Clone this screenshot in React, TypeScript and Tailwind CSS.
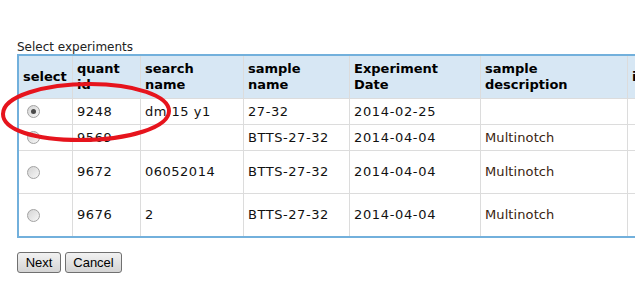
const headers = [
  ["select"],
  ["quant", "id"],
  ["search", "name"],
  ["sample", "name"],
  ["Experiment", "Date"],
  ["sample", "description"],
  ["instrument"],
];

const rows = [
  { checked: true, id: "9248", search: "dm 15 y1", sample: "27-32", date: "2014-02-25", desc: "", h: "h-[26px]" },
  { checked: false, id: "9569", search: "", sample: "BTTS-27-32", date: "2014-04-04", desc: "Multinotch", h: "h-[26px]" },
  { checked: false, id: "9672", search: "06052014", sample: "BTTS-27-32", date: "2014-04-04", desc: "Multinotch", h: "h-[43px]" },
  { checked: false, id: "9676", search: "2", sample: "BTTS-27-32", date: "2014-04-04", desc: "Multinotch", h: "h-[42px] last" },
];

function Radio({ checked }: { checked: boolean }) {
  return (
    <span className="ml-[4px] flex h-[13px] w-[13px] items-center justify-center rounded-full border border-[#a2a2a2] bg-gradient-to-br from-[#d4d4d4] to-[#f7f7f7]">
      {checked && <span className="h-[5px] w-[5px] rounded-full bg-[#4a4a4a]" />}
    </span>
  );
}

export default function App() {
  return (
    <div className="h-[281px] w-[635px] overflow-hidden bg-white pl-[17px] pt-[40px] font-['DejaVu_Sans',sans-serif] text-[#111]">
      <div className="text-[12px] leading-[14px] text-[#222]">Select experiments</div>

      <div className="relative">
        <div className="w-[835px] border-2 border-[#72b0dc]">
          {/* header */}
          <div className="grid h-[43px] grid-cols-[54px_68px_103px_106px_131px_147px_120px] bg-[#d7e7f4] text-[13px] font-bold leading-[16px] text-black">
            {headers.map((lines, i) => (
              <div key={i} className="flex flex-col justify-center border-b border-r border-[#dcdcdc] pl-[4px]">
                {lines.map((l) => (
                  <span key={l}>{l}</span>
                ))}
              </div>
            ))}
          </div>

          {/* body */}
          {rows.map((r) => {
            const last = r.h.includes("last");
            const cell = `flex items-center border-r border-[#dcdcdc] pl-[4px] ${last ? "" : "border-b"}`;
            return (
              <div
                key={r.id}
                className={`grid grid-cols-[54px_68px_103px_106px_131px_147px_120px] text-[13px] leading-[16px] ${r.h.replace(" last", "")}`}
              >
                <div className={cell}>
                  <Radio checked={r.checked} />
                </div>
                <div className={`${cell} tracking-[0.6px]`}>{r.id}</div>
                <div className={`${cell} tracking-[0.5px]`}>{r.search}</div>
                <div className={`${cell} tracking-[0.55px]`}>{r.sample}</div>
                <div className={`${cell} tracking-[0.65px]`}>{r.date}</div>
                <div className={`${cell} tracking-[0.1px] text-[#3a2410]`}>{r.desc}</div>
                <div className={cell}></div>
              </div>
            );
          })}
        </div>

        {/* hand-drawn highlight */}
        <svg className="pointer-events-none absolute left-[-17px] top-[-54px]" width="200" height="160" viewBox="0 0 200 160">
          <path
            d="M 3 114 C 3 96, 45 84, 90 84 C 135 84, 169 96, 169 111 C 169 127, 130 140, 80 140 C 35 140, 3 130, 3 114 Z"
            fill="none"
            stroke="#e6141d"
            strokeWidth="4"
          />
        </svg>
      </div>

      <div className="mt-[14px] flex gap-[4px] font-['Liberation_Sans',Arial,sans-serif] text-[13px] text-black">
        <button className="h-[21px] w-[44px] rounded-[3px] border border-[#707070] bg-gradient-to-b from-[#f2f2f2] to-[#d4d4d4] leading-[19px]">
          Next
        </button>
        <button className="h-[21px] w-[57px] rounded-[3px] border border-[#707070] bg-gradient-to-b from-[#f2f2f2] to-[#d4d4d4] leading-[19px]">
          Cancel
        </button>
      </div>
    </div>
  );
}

⁂

*Instruction*
Leave every image out, and retype the material exactly.

*Task answer*
Clone this screenshot in React, TypeScript and Tailwind CSS.
const headers = [
  ["select"],
  ["quant", "id"],
  ["search", "name"],
  ["sample", "name"],
  ["Experiment", "Date"],
  ["sample", "description"],
  ["instrument"],
];

const rows = [
  { checked: true, id: "9248", search: "dm 15 y1", sample: "27-32", date: "2014-02-25", desc: "", h: "h-[26px]" },
  { checked: false, id: "9569", search: "", sample: "BTTS-27-32", date: "2014-04-04", desc: "Multinotch", h: "h-[26px]" },
  { checked: false, id: "9672", search: "06052014", sample: "BTTS-27-32", date: "2014-04-04", desc: "Multinotch", h: "h-[43px]" },
  { checked: false, id: "9676", search: "2", sample: "BTTS-27-32", date: "2014-04-04", desc: "Multinotch", h: "h-[42px] last" },
];

function Radio({ checked }: { checked: boolean }) {
  return (
    <span className="ml-[4px] flex h-[13px] w-[13px] items-center justify-center rounded-full border border-[#a2a2a2] bg-gradient-to-br from-[#d4d4d4] to-[#f7f7f7]">
      {checked && <span className="h-[5px] w-[5px] rounded-full bg-[#4a4a4a]" />}
    </span>
  );
}

export default function App() {
  return (
    <div className="h-[281px] w-[635px] overflow-hidden bg-white pl-[17px] pt-[40px] font-['DejaVu_Sans',sans-serif] text-[#111]">
      <div className="text-[12px] leading-[14px] text-[#222]">Select experiments</div>

      <div className="relative">
        <div className="w-[835px] border-2 border-[#72b0dc]">
          {/* header */}
          <div className="grid h-[43px] grid-cols-[54px_68px_103px_106px_131px_147px_120px] bg-[#d7e7f4] text-[13px] font-bold leading-[16px] text-black">
            {headers.map((lines, i) => (
              <div key={i} className="flex flex-col justify-center border-b border-r border-[#dcdcdc] pl-[4px]">
                {lines.map((l) => (
                  <span key={l}>{l}</span>
                ))}
              </div>
            ))}
          </div>

          {/* body */}
          {rows.map((r) => {
            const last = r.h.includes("last");
            const cell = `flex items-center border-r border-[#dcdcdc] pl-[4px] ${last ? "" : "border-b"}`;
            return (
              <div
                key={r.id}
                className={`grid grid-cols-[54px_68px_103px_106px_131px_147px_120px] text-[13px] leading-[16px] ${r.h.replace(" last", "")}`}
              >
                <div className={cell}>
                  <Radio checked={r.checked} />
                </div>
                <div className={`${cell} tracking-[0.6px]`}>{r.id}</div>
                <div className={`${cell} tracking-[0.5px]`}>{r.search}</div>
                <div className={`${cell} tracking-[0.55px]`}>{r.sample}</div>
                <div className={`${cell} tracking-[0.65px]`}>{r.date}</div>
                <div className={`${cell} tracking-[0.1px] text-[#3a2410]`}>{r.desc}</div>
                <div className={cell}></div>
              </div>
            );
          })}
        </div>

        {/* hand-drawn highlight */}
        <svg className="pointer-events-none absolute left-[-17px] top-[-54px]" width="200" height="160" viewBox="0 0 200 160">
          <path
            d="M 3 114 C 3 96, 45 84, 90 84 C 135 84, 169 96, 169 111 C 169 127, 130 140, 80 140 C 35 140, 3 130, 3 114 Z"
            fill="none"
            stroke="#e6141d"
            strokeWidth="4"
          />
        </svg>
      </div>

      <div className="mt-[14px] flex gap-[4px] font-['Liberation_Sans',Arial,sans-serif] text-[13px] text-black">
        <button className="h-[21px] w-[44px] rounded-[3px] border border-[#707070] bg-gradient-to-b from-[#f2f2f2] to-[#d4d4d4] leading-[19px]">
          Next
        </button>
        <button className="h-[21px] w-[57px] rounded-[3px] border border-[#707070] bg-gradient-to-b from-[#f2f2f2] to-[#d4d4d4] leading-[19px]">
          Cancel
        </button>
      </div>
    </div>
  );
}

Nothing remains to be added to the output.